» **Goal**
Below is a block of records: output all of them exactly and leave out the pictures.

--- BEGIN Material provided ---

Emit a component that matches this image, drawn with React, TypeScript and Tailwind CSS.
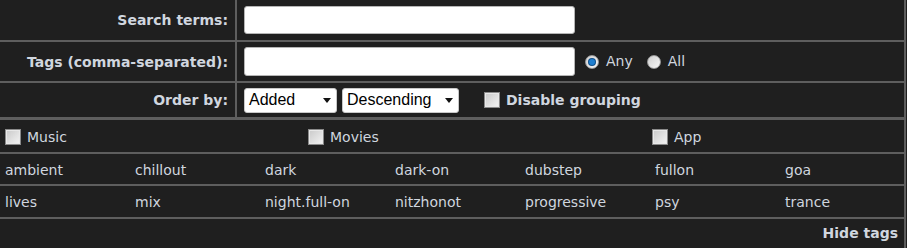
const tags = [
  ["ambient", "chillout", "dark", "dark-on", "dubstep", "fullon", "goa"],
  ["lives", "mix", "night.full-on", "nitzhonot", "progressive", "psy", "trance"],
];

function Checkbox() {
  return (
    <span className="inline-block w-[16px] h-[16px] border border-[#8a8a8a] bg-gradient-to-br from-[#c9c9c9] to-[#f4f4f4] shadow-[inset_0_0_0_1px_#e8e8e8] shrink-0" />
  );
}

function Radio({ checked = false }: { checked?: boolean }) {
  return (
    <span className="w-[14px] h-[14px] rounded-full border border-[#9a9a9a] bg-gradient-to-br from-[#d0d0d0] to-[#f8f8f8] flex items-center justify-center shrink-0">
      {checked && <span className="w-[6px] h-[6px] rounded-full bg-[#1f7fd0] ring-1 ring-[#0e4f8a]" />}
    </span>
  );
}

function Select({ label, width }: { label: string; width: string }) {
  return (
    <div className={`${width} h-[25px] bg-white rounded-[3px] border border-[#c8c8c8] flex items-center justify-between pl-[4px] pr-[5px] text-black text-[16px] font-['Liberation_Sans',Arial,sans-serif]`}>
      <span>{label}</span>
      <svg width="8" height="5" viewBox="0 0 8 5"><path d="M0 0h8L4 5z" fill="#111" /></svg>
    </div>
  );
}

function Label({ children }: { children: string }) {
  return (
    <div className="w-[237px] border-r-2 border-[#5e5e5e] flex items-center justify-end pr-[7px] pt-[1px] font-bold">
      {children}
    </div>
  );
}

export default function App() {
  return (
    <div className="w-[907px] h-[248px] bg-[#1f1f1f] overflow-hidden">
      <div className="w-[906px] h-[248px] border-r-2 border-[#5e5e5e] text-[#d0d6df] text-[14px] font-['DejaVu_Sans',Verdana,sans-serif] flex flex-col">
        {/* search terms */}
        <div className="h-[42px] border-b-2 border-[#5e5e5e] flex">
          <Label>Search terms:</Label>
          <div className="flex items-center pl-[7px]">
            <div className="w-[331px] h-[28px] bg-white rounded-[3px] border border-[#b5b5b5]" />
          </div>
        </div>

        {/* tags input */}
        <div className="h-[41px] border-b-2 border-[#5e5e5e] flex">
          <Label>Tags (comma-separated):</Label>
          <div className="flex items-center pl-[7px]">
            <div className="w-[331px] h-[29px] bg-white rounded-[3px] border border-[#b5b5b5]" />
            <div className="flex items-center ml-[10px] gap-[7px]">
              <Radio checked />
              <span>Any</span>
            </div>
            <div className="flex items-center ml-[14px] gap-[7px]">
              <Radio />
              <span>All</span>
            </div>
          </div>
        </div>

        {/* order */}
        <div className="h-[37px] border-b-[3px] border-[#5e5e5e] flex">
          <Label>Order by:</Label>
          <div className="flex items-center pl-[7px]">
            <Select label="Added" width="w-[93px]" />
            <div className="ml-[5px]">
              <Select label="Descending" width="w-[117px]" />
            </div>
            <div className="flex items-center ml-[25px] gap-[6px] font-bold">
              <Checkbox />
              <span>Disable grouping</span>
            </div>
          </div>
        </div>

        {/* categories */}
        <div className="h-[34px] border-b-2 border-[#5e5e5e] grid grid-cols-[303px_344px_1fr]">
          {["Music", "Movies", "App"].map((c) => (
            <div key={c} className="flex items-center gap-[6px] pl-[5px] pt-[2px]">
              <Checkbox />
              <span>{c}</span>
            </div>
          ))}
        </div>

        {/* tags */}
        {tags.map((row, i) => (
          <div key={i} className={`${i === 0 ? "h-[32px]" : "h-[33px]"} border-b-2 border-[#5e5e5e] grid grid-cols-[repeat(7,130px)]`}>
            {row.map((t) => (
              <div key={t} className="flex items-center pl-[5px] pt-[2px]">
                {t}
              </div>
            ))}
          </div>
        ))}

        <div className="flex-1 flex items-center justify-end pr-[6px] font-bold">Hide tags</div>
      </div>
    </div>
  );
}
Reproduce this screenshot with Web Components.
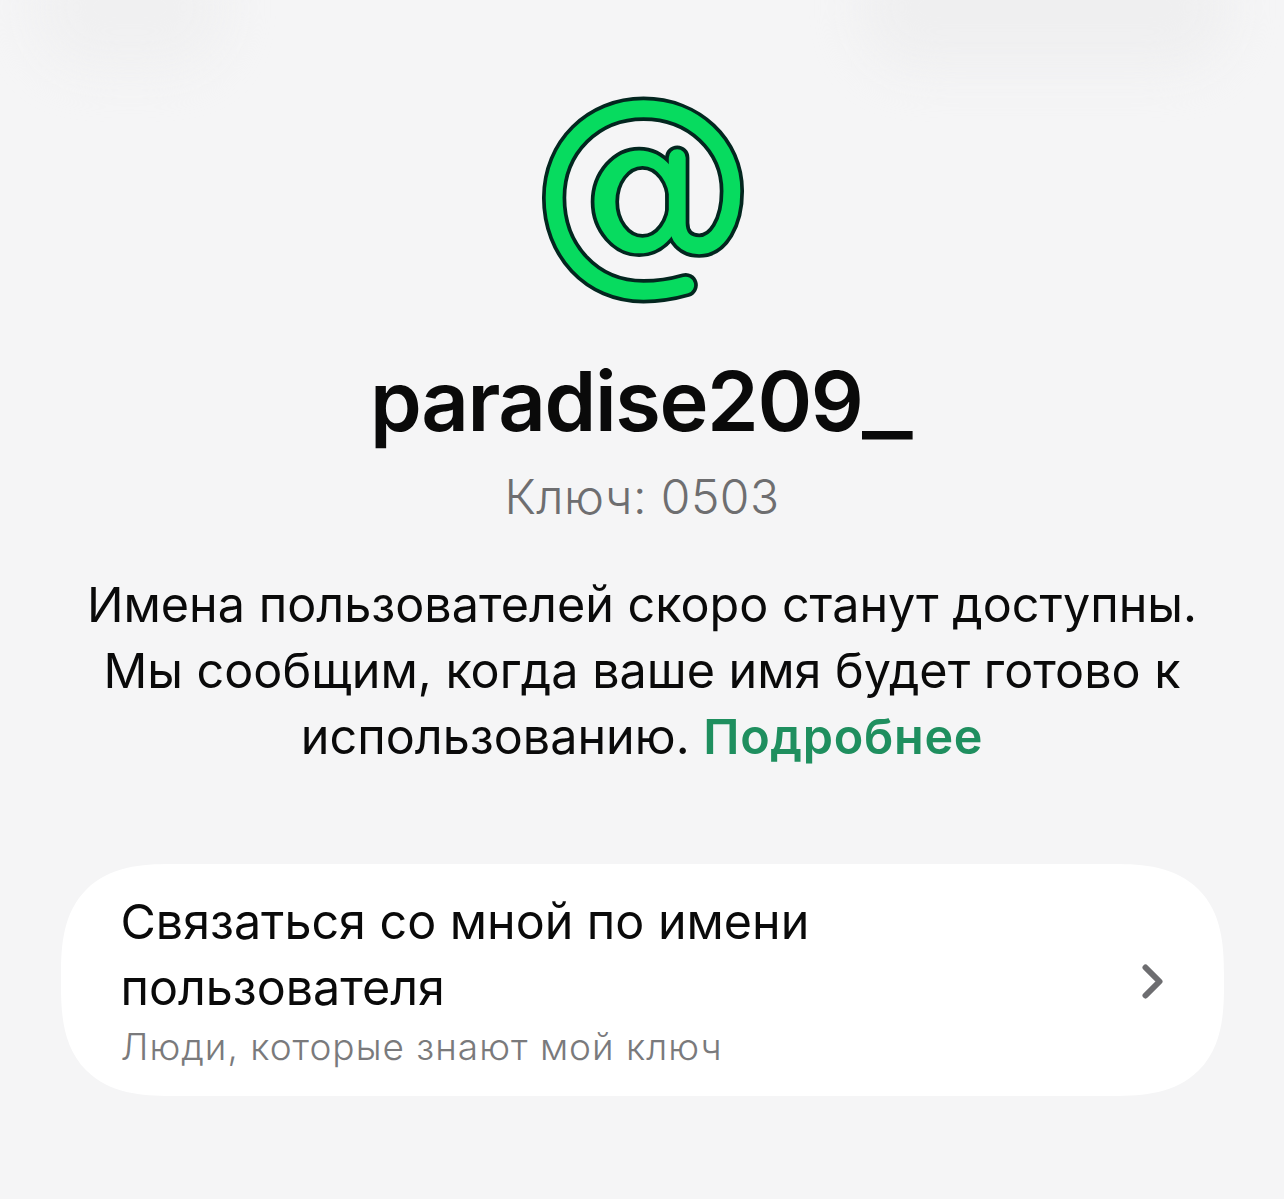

--- END Material provided ---

» **Written solution**
Emit a component that matches this image, drawn with React, TypeScript and Tailwind CSS.
const tags = [
  ["ambient", "chillout", "dark", "dark-on", "dubstep", "fullon", "goa"],
  ["lives", "mix", "night.full-on", "nitzhonot", "progressive", "psy", "trance"],
];

function Checkbox() {
  return (
    <span className="inline-block w-[16px] h-[16px] border border-[#8a8a8a] bg-gradient-to-br from-[#c9c9c9] to-[#f4f4f4] shadow-[inset_0_0_0_1px_#e8e8e8] shrink-0" />
  );
}

function Radio({ checked = false }: { checked?: boolean }) {
  return (
    <span className="w-[14px] h-[14px] rounded-full border border-[#9a9a9a] bg-gradient-to-br from-[#d0d0d0] to-[#f8f8f8] flex items-center justify-center shrink-0">
      {checked && <span className="w-[6px] h-[6px] rounded-full bg-[#1f7fd0] ring-1 ring-[#0e4f8a]" />}
    </span>
  );
}

function Select({ label, width }: { label: string; width: string }) {
  return (
    <div className={`${width} h-[25px] bg-white rounded-[3px] border border-[#c8c8c8] flex items-center justify-between pl-[4px] pr-[5px] text-black text-[16px] font-['Liberation_Sans',Arial,sans-serif]`}>
      <span>{label}</span>
      <svg width="8" height="5" viewBox="0 0 8 5"><path d="M0 0h8L4 5z" fill="#111" /></svg>
    </div>
  );
}

function Label({ children }: { children: string }) {
  return (
    <div className="w-[237px] border-r-2 border-[#5e5e5e] flex items-center justify-end pr-[7px] pt-[1px] font-bold">
      {children}
    </div>
  );
}

export default function App() {
  return (
    <div className="w-[907px] h-[248px] bg-[#1f1f1f] overflow-hidden">
      <div className="w-[906px] h-[248px] border-r-2 border-[#5e5e5e] text-[#d0d6df] text-[14px] font-['DejaVu_Sans',Verdana,sans-serif] flex flex-col">
        {/* search terms */}
        <div className="h-[42px] border-b-2 border-[#5e5e5e] flex">
          <Label>Search terms:</Label>
          <div className="flex items-center pl-[7px]">
            <div className="w-[331px] h-[28px] bg-white rounded-[3px] border border-[#b5b5b5]" />
          </div>
        </div>

        {/* tags input */}
        <div className="h-[41px] border-b-2 border-[#5e5e5e] flex">
          <Label>Tags (comma-separated):</Label>
          <div className="flex items-center pl-[7px]">
            <div className="w-[331px] h-[29px] bg-white rounded-[3px] border border-[#b5b5b5]" />
            <div className="flex items-center ml-[10px] gap-[7px]">
              <Radio checked />
              <span>Any</span>
            </div>
            <div className="flex items-center ml-[14px] gap-[7px]">
              <Radio />
              <span>All</span>
            </div>
          </div>
        </div>

        {/* order */}
        <div className="h-[37px] border-b-[3px] border-[#5e5e5e] flex">
          <Label>Order by:</Label>
          <div className="flex items-center pl-[7px]">
            <Select label="Added" width="w-[93px]" />
            <div className="ml-[5px]">
              <Select label="Descending" width="w-[117px]" />
            </div>
            <div className="flex items-center ml-[25px] gap-[6px] font-bold">
              <Checkbox />
              <span>Disable grouping</span>
            </div>
          </div>
        </div>

        {/* categories */}
        <div className="h-[34px] border-b-2 border-[#5e5e5e] grid grid-cols-[303px_344px_1fr]">
          {["Music", "Movies", "App"].map((c) => (
            <div key={c} className="flex items-center gap-[6px] pl-[5px] pt-[2px]">
              <Checkbox />
              <span>{c}</span>
            </div>
          ))}
        </div>

        {/* tags */}
        {tags.map((row, i) => (
          <div key={i} className={`${i === 0 ? "h-[32px]" : "h-[33px]"} border-b-2 border-[#5e5e5e] grid grid-cols-[repeat(7,130px)]`}>
            {row.map((t) => (
              <div key={t} className="flex items-center pl-[5px] pt-[2px]">
                {t}
              </div>
            ))}
          </div>
        ))}

        <div className="flex-1 flex items-center justify-end pr-[6px] font-bold">Hide tags</div>
      </div>
    </div>
  );
}
Reproduce this screenshot with Web Components.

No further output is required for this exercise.